The duo eventually got on a train and headed to Gulbarga (now Kalaburagi), where Mapanna, thanks to a good samaritan named Sadashiv Master, found employment as a badli (substitute) labourer at the Mahboob Shahi Kalaburgi (MSK) Mill. Yet, the hardships endured, and fresh discrimination awaited Kharge at the mill-run school.
“Poor children were taught by untrained teachers, while the children of supervisors and high-ranking officials were given good teachers,” he recalled.
Determined to give his son a good future, Mapanna enrolled Mallikarjun in a private school run by followers of freedom fighter Swami Ramanand Teerth, where more than half the teachers were from the RSS. He persuaded the management to let him pay the fees by the 10th of every month, which was when he got his wages from the mill.

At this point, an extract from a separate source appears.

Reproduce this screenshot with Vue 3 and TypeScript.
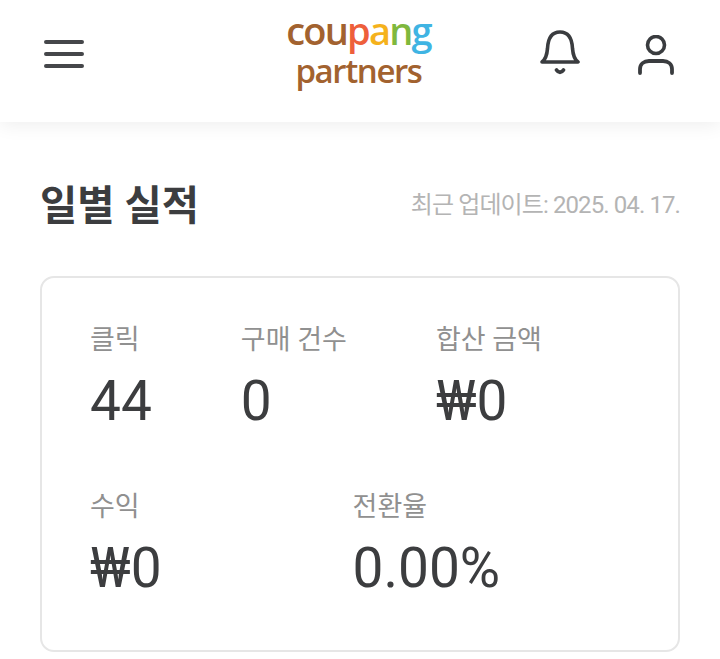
<template>
  <div class="page">
    <header class="top-bar">
      <button type="button" class="icon-btn menu-btn" aria-label="메뉴">
        <svg width="40" height="28" viewBox="0 0 40 28">
          <path d="M2 2H38M2 14H38M2 26H38" fill="none" stroke="#45474a" stroke-width="4" stroke-linecap="round" />
        </svg>
      </button>
      <div class="logo">
        <div class="logo-main">
          <span v-for="part in logoParts" :key="part.text" :style="{ color: part.color }">{{ part.text }}</span>
        </div>
        <div class="logo-sub">partners</div>
      </div>
      <div class="top-actions">
        <button type="button" class="icon-btn" aria-label="알림">
          <svg width="40" height="46" viewBox="0 0 40 46">
            <path d="M2 32C6 29 7 25 7.500 18.500C8 8 12 2 20 2C28 2 32 8 32.500 18.500C33 25 34 29 38 32Z" fill="none" stroke="#3a3c3f" stroke-width="3.600" stroke-linejoin="round" />
            <path d="M16.500 40C18.500 43 21.500 43 23.500 40" fill="none" stroke="#3a3c3f" stroke-width="3.800" stroke-linecap="round" />
          </svg>
        </button>
        <button type="button" class="icon-btn user-btn" aria-label="내 정보">
          <svg width="36" height="40" viewBox="0 0 36 40">
            <circle cx="18" cy="10" r="8.500" fill="none" stroke="#3a3c3f" stroke-width="3.600" />
            <path d="M2 38V34C2 29 6 26 11 26H25C30 26 34 29 34 34V38" fill="none" stroke="#3a3c3f" stroke-width="3.800" stroke-linecap="round" />
          </svg>
        </button>
      </div>
    </header>

    <main class="content">
      <div class="title-row">
        <h1 class="title">일별 실적</h1>
        <span class="updated">최근 업데이트: 2025. 04. 17.</span>
      </div>
      <section class="card">
        <div v-for="(row, idx) in rows" :key="idx" class="stat-row" :class="`stat-row-${idx + 1}`">
          <div v-for="stat in row" :key="stat.label" class="stat">
            <div class="stat-label">{{ stat.label }}</div>
            <div class="stat-value">{{ stat.value }}</div>
          </div>
        </div>
      </section>
    </main>
  </div>
</template>

<script setup lang="ts">
const logoParts = [
  { text: 'cou', color: '#a2622f' },
  { text: 'p', color: '#ee5f3b' },
  { text: 'a', color: '#f5b21c' },
  { text: 'n', color: '#7fb83d' },
  { text: 'g', color: '#3fb4e3' }
]

const rows = [
  [
    { label: '클릭', value: '44' },
    { label: '구매 건수', value: '0' },
    { label: '합산 금액', value: '₩0' }
  ],
  [
    { label: '수익', value: '₩0' },
    { label: '전환율', value: '0.00%' }
  ]
]
</script>

<style>
html,
body {
  margin: 0;
  background: #fff;
}
</style>

<style scoped>
.page {
  width: 720px;
  height: 659px;
  overflow: hidden;
  background: #fff;
  font-family: Roboto, "Noto Sans CJK KR", sans-serif;
}

.top-bar {
  display: grid;
  grid-template-columns: 1fr auto 1fr;
  align-items: start;
  height: 122px;
  padding: 0 46px 0 44px;
  box-sizing: border-box;
  background: #fff;
  box-shadow: 0 3px 18px rgba(0, 0, 0, 0.07);
}

.icon-btn {
  display: block;
  padding: 0;
  border: 0;
  background: none;
}

.icon-btn svg {
  display: block;
}

.menu-btn {
  margin-top: 40px;
}

.logo {
  margin-top: 10px;
  margin-left: -1px;
  text-align: center;
  font-family: "Open Sans", sans-serif;
  font-weight: 600;
  white-space: nowrap;
}

.logo-main {
  font-size: 38px;
  line-height: 40px;
  letter-spacing: -1.8px;
}

.logo-sub {
  font-size: 33px;
  line-height: 42px;
  letter-spacing: -1.4px;
  color: #a2622f;
}

.top-actions {
  display: flex;
  justify-content: flex-end;
  gap: 58px;
  margin-top: 30px;
}

.user-btn {
  margin-top: 3px;
}

.content {
  padding: 54px 40px 0;
}

.title-row {
  display: flex;
  align-items: center;
  justify-content: space-between;
  height: 60px;
}

.title {
  margin: 0;
  font-size: 40.500px;
  line-height: 60px;
  font-weight: 700;
  color: #3c3d3f;
}

.updated {
  margin-top: -8px;
  font-size: 24px;
  color: #b4b4b4;
  letter-spacing: -0.9px;
}

.card {
  margin-top: 40px;
  height: 376px;
  box-sizing: border-box;
  padding: 44px 48px 0;
  border: 2px solid #e6e6e6;
  border-radius: 14px;
}

.stat-row {
  display: flex;
}

.stat-row-1 {
  gap: 89px;
  margin-bottom: 54px;
}

.stat-row-2 {
  gap: 191px;
}

.stat-label {
  margin-bottom: 9px;
  font-size: 27px;
  line-height: 36px;
  color: #909090;
}

.stat-value {
  font-size: 55px;
  line-height: 68px;
  color: #3c3d3f;
}
</style>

Though Kharge confessed he was initially keener on sports—playing kabaddi, hockey, and cricket—his father’s relentless push ensured he graduated in law in 1967. He cleared the Bar Council exam the following year.
Tricking his way past an obstacle
Another obstacle sprang up. Kharge found that no senior lawyer in Gulbarga was willing to take the son of a mill worker as an apprentice.
Redemption came in the form of Shivraj Patil, a young lawyer whom he became friends with and who suggested a workaround.
“Even he (Shivaraj) hadn’t completed 15 years of practice (needed to be a senior lawyer) at that time. But he was good at heart,” Kharge remembered. “He came up with a trick. Shivraj said, ‘You sit and work with me. I will find a senior under whom I had worked a bit earlier.’ So, going to that senior’s office was solely for the purpose of getting signatures on the diary, while I actually sat and worked with Shivraj Patil.”
Indira taps him, and the rest is history
Kharge was soon juggling legal work with activism.
He had joined a student union in 1967 and formed a labour union the next year. His father worried about his son’s lack of attention to law, noting that “from early morning, he goes to join strikes and protests.” But soon, politics would turn Mallikarjun’s main calling.
The big turning point came in 1970 when then-PM Indira Gandhi visited Karnataka to rebuild the party after the old guard (the Syndicate leaders) deserted her during the 1969 Congress split. When she came to Kalaburagi, Devaraj Urs, the Congress convener, introduced the then-young Kharge to her.
Indira Gandhi was quick to spot the spark in him and told Urs: “Make him the city president.”
“There was a shortage of people.. I was already a labour leader also,” Kharge recalled. “They preferred me because I had 8000 to 10000 people ready at any moment to take out a procession or do ground work, plus the student union support. Because of this, I had an advantage.”
There was to be no looking back. A glorious run followed. From 1972, Kharge never lost an election till 2019 when he was swept away in the BJP wave in the Lok Sabha elections from Kalaburagi.
He had become an MLA on nine occasions and was elected as an MP twice. As Kapil Sibal concluded, Kharge continues to remain at the very top as Congress President, a position he has held since 2022, and the main Congress voice in the Rajya Sabha.